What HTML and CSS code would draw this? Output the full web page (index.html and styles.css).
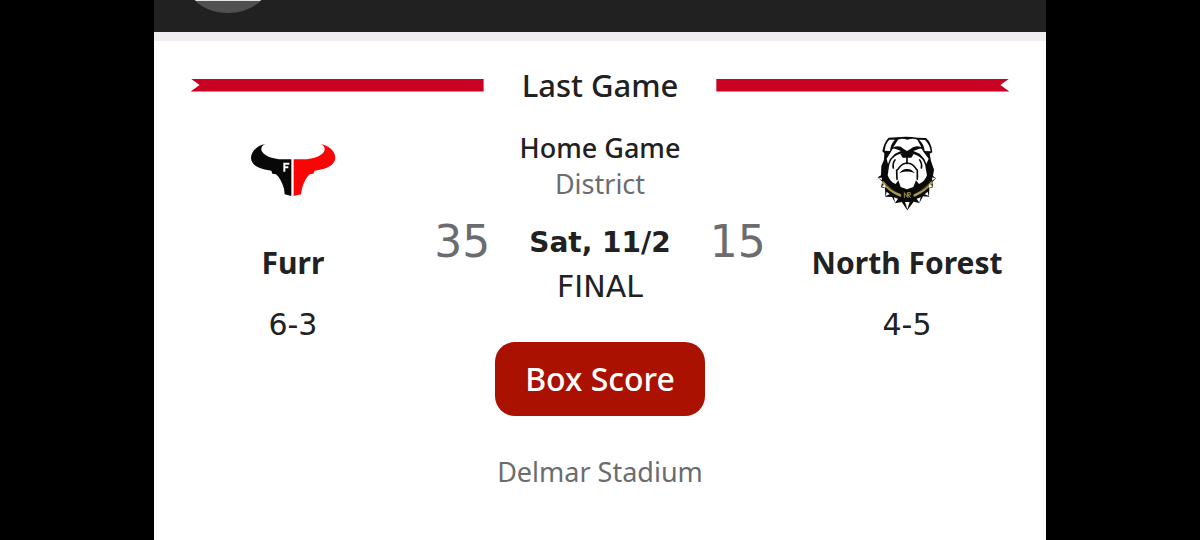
FILE: index.html
```html
<!DOCTYPE html>
<html lang="en">
<head>
<meta charset="utf-8">
<meta name="viewport" content="width=device-width, initial-scale=1">
<title>Last Game</title>
<link rel="stylesheet" href="styles.css">
</head>
<body>
<div class="screen">
  <header class="topbar">
    <svg class="avatar" viewBox="0 0 80 14" aria-hidden="true">
      <path d="M4 0Q18 13 38 13Q58 13 72 0Z" fill="#505050"/>
      <path d="M5 0H71L70 1H6Z" fill="#e4e6e6"/>
    </svg>
  </header>
  <main class="card">
    <div class="heading">
      <span class="ribbon ribbon-left"></span>
      <h1 class="title">Last Game</h1>
      <span class="ribbon ribbon-right"></span>
    </div>
    <div class="matchup">
      <section class="team">
        <svg class="logo" viewBox="0 0 330 285" role="img" aria-label="Furr logo">
          <g transform="translate(2 15)">
            <path d="M81 42C58 45 37 62 37 84C38 108 66 118 98 122L101 131L112 133C124 143 130 158 136 176L138 193L158 198V88H132C100 88 73 76 68 60C67 51 72 45 81 42Z" fill="#080808"/>
            <path d="M245 42C269 46 290 62 290 84C288 108 260 118 228 122L224 131L213 133C202 143 195 158 190 176L187 193L165 198V88H194C226 88 254 76 258 60C259 51 254 45 245 42Z" fill="#fa0505"/>
            <path d="M137 125V101H152M137 112H149" fill="none" stroke="#fff" stroke-width="6"/>
          </g>
        </svg>
        <h2 class="name">Furr</h2>
        <p class="record">6-3</p>
      </section>
      <section class="game">
        <p class="place">Home Game</p>
        <p class="kind">District</p>
        <div class="result">
          <span class="score">35</span>
          <span class="date">Sat, 11/2</span>
          <span class="score">15</span>
        </div>
        <p class="status">FINAL</p>
        <button class="box-score" type="button">Box Score</button>
        <p class="stadium">Delmar Stadium</p>
      </section>
      <section class="team">
        <svg class="logo" viewBox="0 0 270 285" role="img" aria-label="North Forest bulldog logo">
          <g stroke-linejoin="round" stroke-linecap="round">
            <path d="M80 38L105 37Q135 33 166 38L192 39Q208 52 211 82L203 86L207 108L216 134L213 153L222 160L212 170L213 187L202 190L201 215L183 214L172 234L155 230L136 256L119 231L100 235L90 216L70 215L69 190L57 187L61 170L47 157L57 151L58 123L66 104L67 85L61 79Q66 51 80 38Z" fill="#0a0a0a"/>
            <path d="M82 44L99 44Q86 56 84 78L68 77Q70 56 82 44ZM189 45L171 44Q186 57 188 78L206 79Q203 58 189 45Z" fill="#fff"/>
            <path d="M108 44Q120 38 136 44Q153 38 166 44L178 66Q158 59 145 72L135 78L124 71Q112 59 94 67Z" fill="#fff"/>
            <path d="M88 79Q91 67 101 72L117 78L99 86L84 102L78 117L74 101ZM183 79Q181 67 170 72L154 78L173 86L187 102L193 117L200 101Z" fill="#fff"/>
            <path d="M135 85Q111 84 99 94Q82 106 80 131L77 151Q84 171 101 177L109 166L116 186L135 193L154 186L162 166L171 177Q188 170 195 151L191 130Q189 106 170 94Q155 84 135 85Z" fill="#fff"/>
            <path d="M115 87Q135 76 155 87L148 98H122Z" fill="#0a0a0a"/>
            <path d="M135 96V115M107 134Q121 112 135 115Q151 112 164 134M99 105Q91 115 94 129M173 105Q181 115 178 129M104 135L105 163M166 135L166 163" fill="none" stroke="#0a0a0a" stroke-width="5"/>
            <path d="M112 145Q122 131 135 132Q148 131 159 145Q147 139 135 140Q124 139 112 145Z" fill="#0a0a0a"/>
            <path d="M63 173Q82 197 114 211M209 173Q188 197 158 211" fill="none" stroke="#a59a4d" stroke-width="8"/>
            <path d="M71 179Q89 198 108 203M201 179Q182 198 163 203" fill="none" stroke="#242009" stroke-width="2"/>
            <path d="M127 218V203L136 216V203M138 218V203H145V210H138L146 218" fill="none" stroke="#9b8e42" stroke-width="3"/>
            <path d="M49 158L60 158L59 166ZM221 160L211 157L210 167ZM59 184L69 178L70 189ZM213 184L202 178L201 189ZM71 213L74 200L83 208ZM200 213L197 200L188 208ZM99 234L96 217L108 221ZM172 233L164 221L176 217ZM129 231H143L136 253Z" fill="#fff"/>
          </g>
        </svg>
        <h2 class="name">North Forest</h2>
        <p class="record">4-5</p>
      </section>
    </div>
  </main>
</div>
</body>
</html>
```
FILE: styles.css
```css
* {
  box-sizing: border-box;
}

body {
  margin: 0;
  background: #000;
  color: #212121;
  font-family: "Noto Sans", "Open Sans", sans-serif;
}

h1,
h2,
p {
  margin: 0;
  white-space: nowrap;
}

.screen {
  width: 74.4%;
  min-height: 100vh;
  margin: 0 auto;
  background: #fff;
}

.topbar {
  height: 32px;
  padding-left: 36px;
  background: #212121;
}

.avatar {
  display: block;
  width: 80px;
  height: 14px;
}

.card {
  padding: 20px 37px 0;
  border-top: 9px solid #efedf1;
}

.heading {
  display: grid;
  grid-template-columns: 1fr auto 1fr;
  align-items: center;
  column-gap: 38px;
}

.title {
  font-size: 31px;
  font-weight: 500;
  line-height: 48px;
}

.ribbon {
  height: 13px;
  background: #cc0022;
}

.ribbon-left {
  clip-path: polygon(0 0, 100% 0, 100% 100%, 0 100%, 9px 50%);
}

.ribbon-right {
  clip-path: polygon(0 0, 100% 0, calc(100% - 9px) 50%, 100% 100%, 0 100%);
}

.matchup {
  display: grid;
  grid-template-columns: 1fr 2fr 1fr;
  padding-top: 16px;
}

.team,
.game {
  display: flex;
  flex-direction: column;
  align-items: center;
  min-width: 0;
}

.game {
  padding-top: 5px;
}

.logo {
  width: 110px;
  height: 95px;
}

.name {
  margin-top: 21px;
  font-size: 30px;
  font-weight: 700;
  line-height: 44px;
}

.record {
  margin-top: 20px;
  font-family: "DejaVu Sans", sans-serif;
  font-size: 30px;
  line-height: 40px;
}

.place {
  font-size: 27px;
  font-weight: 500;
  line-height: 36px;
}

.kind {
  color: #6b6c6f;
  font-size: 27px;
  line-height: 36px;
}

.result {
  display: grid;
  grid-template-columns: 1fr auto 1fr;
  align-items: center;
  align-self: stretch;
  margin-top: 10px;
  text-align: center;
}

.score {
  color: #6b6c6f;
  font-family: "DejaVu Sans", sans-serif;
  font-size: 44px;
  line-height: 60px;
}

.date {
  font-family: "DejaVu Sans", sans-serif;
  font-size: 28px;
  font-weight: 700;
}

.status {
  font-family: "DejaVu Sans", sans-serif;
  font-size: 30px;
  line-height: 30px;
}

.box-score {
  margin-top: 40px;
  padding: 14px 30px;
  border: 0;
  border-radius: 20px;
  background: #aa1100;
  color: #fff;
  font: 500 32px/46px "Noto Sans", "Open Sans", sans-serif;
}

.stadium {
  margin-top: 36px;
  color: #6b6c6f;
  font-size: 27px;
  line-height: 40px;
}
```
########
_WRITTEN REQUEST_
Reproduce the material above in full and without alteration, but skip all pictures.

_EXERCISE RESPONSE_
What HTML and CSS code would draw this? Output the full web page (index.html and styles.css).
FILE: index.html
```html
<!DOCTYPE html>
<html lang="en">
<head>
<meta charset="utf-8">
<meta name="viewport" content="width=device-width, initial-scale=1">
<title>Last Game</title>
<link rel="stylesheet" href="styles.css">
</head>
<body>
<div class="screen">
  <header class="topbar">
    <svg class="avatar" viewBox="0 0 80 14" aria-hidden="true">
      <path d="M4 0Q18 13 38 13Q58 13 72 0Z" fill="#505050"/>
      <path d="M5 0H71L70 1H6Z" fill="#e4e6e6"/>
    </svg>
  </header>
  <main class="card">
    <div class="heading">
      <span class="ribbon ribbon-left"></span>
      <h1 class="title">Last Game</h1>
      <span class="ribbon ribbon-right"></span>
    </div>
    <div class="matchup">
      <section class="team">
        <svg class="logo" viewBox="0 0 330 285" role="img" aria-label="Furr logo">
          <g transform="translate(2 15)">
            <path d="M81 42C58 45 37 62 37 84C38 108 66 118 98 122L101 131L112 133C124 143 130 158 136 176L138 193L158 198V88H132C100 88 73 76 68 60C67 51 72 45 81 42Z" fill="#080808"/>
            <path d="M245 42C269 46 290 62 290 84C288 108 260 118 228 122L224 131L213 133C202 143 195 158 190 176L187 193L165 198V88H194C226 88 254 76 258 60C259 51 254 45 245 42Z" fill="#fa0505"/>
            <path d="M137 125V101H152M137 112H149" fill="none" stroke="#fff" stroke-width="6"/>
          </g>
        </svg>
        <h2 class="name">Furr</h2>
        <p class="record">6-3</p>
      </section>
      <section class="game">
        <p class="place">Home Game</p>
        <p class="kind">District</p>
        <div class="result">
          <span class="score">35</span>
          <span class="date">Sat, 11/2</span>
          <span class="score">15</span>
        </div>
        <p class="status">FINAL</p>
        <button class="box-score" type="button">Box Score</button>
        <p class="stadium">Delmar Stadium</p>
      </section>
      <section class="team">
        <svg class="logo" viewBox="0 0 270 285" role="img" aria-label="North Forest bulldog logo">
          <g stroke-linejoin="round" stroke-linecap="round">
            <path d="M80 38L105 37Q135 33 166 38L192 39Q208 52 211 82L203 86L207 108L216 134L213 153L222 160L212 170L213 187L202 190L201 215L183 214L172 234L155 230L136 256L119 231L100 235L90 216L70 215L69 190L57 187L61 170L47 157L57 151L58 123L66 104L67 85L61 79Q66 51 80 38Z" fill="#0a0a0a"/>
            <path d="M82 44L99 44Q86 56 84 78L68 77Q70 56 82 44ZM189 45L171 44Q186 57 188 78L206 79Q203 58 189 45Z" fill="#fff"/>
            <path d="M108 44Q120 38 136 44Q153 38 166 44L178 66Q158 59 145 72L135 78L124 71Q112 59 94 67Z" fill="#fff"/>
            <path d="M88 79Q91 67 101 72L117 78L99 86L84 102L78 117L74 101ZM183 79Q181 67 170 72L154 78L173 86L187 102L193 117L200 101Z" fill="#fff"/>
            <path d="M135 85Q111 84 99 94Q82 106 80 131L77 151Q84 171 101 177L109 166L116 186L135 193L154 186L162 166L171 177Q188 170 195 151L191 130Q189 106 170 94Q155 84 135 85Z" fill="#fff"/>
            <path d="M115 87Q135 76 155 87L148 98H122Z" fill="#0a0a0a"/>
            <path d="M135 96V115M107 134Q121 112 135 115Q151 112 164 134M99 105Q91 115 94 129M173 105Q181 115 178 129M104 135L105 163M166 135L166 163" fill="none" stroke="#0a0a0a" stroke-width="5"/>
            <path d="M112 145Q122 131 135 132Q148 131 159 145Q147 139 135 140Q124 139 112 145Z" fill="#0a0a0a"/>
            <path d="M63 173Q82 197 114 211M209 173Q188 197 158 211" fill="none" stroke="#a59a4d" stroke-width="8"/>
            <path d="M71 179Q89 198 108 203M201 179Q182 198 163 203" fill="none" stroke="#242009" stroke-width="2"/>
            <path d="M127 218V203L136 216V203M138 218V203H145V210H138L146 218" fill="none" stroke="#9b8e42" stroke-width="3"/>
            <path d="M49 158L60 158L59 166ZM221 160L211 157L210 167ZM59 184L69 178L70 189ZM213 184L202 178L201 189ZM71 213L74 200L83 208ZM200 213L197 200L188 208ZM99 234L96 217L108 221ZM172 233L164 221L176 217ZM129 231H143L136 253Z" fill="#fff"/>
          </g>
        </svg>
        <h2 class="name">North Forest</h2>
        <p class="record">4-5</p>
      </section>
    </div>
  </main>
</div>
</body>
</html>
```
FILE: styles.css
```css
* {
  box-sizing: border-box;
}

body {
  margin: 0;
  background: #000;
  color: #212121;
  font-family: "Noto Sans", "Open Sans", sans-serif;
}

h1,
h2,
p {
  margin: 0;
  white-space: nowrap;
}

.screen {
  width: 74.4%;
  min-height: 100vh;
  margin: 0 auto;
  background: #fff;
}

.topbar {
  height: 32px;
  padding-left: 36px;
  background: #212121;
}

.avatar {
  display: block;
  width: 80px;
  height: 14px;
}

.card {
  padding: 20px 37px 0;
  border-top: 9px solid #efedf1;
}

.heading {
  display: grid;
  grid-template-columns: 1fr auto 1fr;
  align-items: center;
  column-gap: 38px;
}

.title {
  font-size: 31px;
  font-weight: 500;
  line-height: 48px;
}

.ribbon {
  height: 13px;
  background: #cc0022;
}

.ribbon-left {
  clip-path: polygon(0 0, 100% 0, 100% 100%, 0 100%, 9px 50%);
}

.ribbon-right {
  clip-path: polygon(0 0, 100% 0, calc(100% - 9px) 50%, 100% 100%, 0 100%);
}

.matchup {
  display: grid;
  grid-template-columns: 1fr 2fr 1fr;
  padding-top: 16px;
}

.team,
.game {
  display: flex;
  flex-direction: column;
  align-items: center;
  min-width: 0;
}

.game {
  padding-top: 5px;
}

.logo {
  width: 110px;
  height: 95px;
}

.name {
  margin-top: 21px;
  font-size: 30px;
  font-weight: 700;
  line-height: 44px;
}

.record {
  margin-top: 20px;
  font-family: "DejaVu Sans", sans-serif;
  font-size: 30px;
  line-height: 40px;
}

.place {
  font-size: 27px;
  font-weight: 500;
  line-height: 36px;
}

.kind {
  color: #6b6c6f;
  font-size: 27px;
  line-height: 36px;
}

.result {
  display: grid;
  grid-template-columns: 1fr auto 1fr;
  align-items: center;
  align-self: stretch;
  margin-top: 10px;
  text-align: center;
}

.score {
  color: #6b6c6f;
  font-family: "DejaVu Sans", sans-serif;
  font-size: 44px;
  line-height: 60px;
}

.date {
  font-family: "DejaVu Sans", sans-serif;
  font-size: 28px;
  font-weight: 700;
}

.status {
  font-family: "DejaVu Sans", sans-serif;
  font-size: 30px;
  line-height: 30px;
}

.box-score {
  margin-top: 40px;
  padding: 14px 30px;
  border: 0;
  border-radius: 20px;
  background: #aa1100;
  color: #fff;
  font: 500 32px/46px "Noto Sans", "Open Sans", sans-serif;
}

.stadium {
  margin-top: 36px;
  color: #6b6c6f;
  font-size: 27px;
  line-height: 40px;
}
```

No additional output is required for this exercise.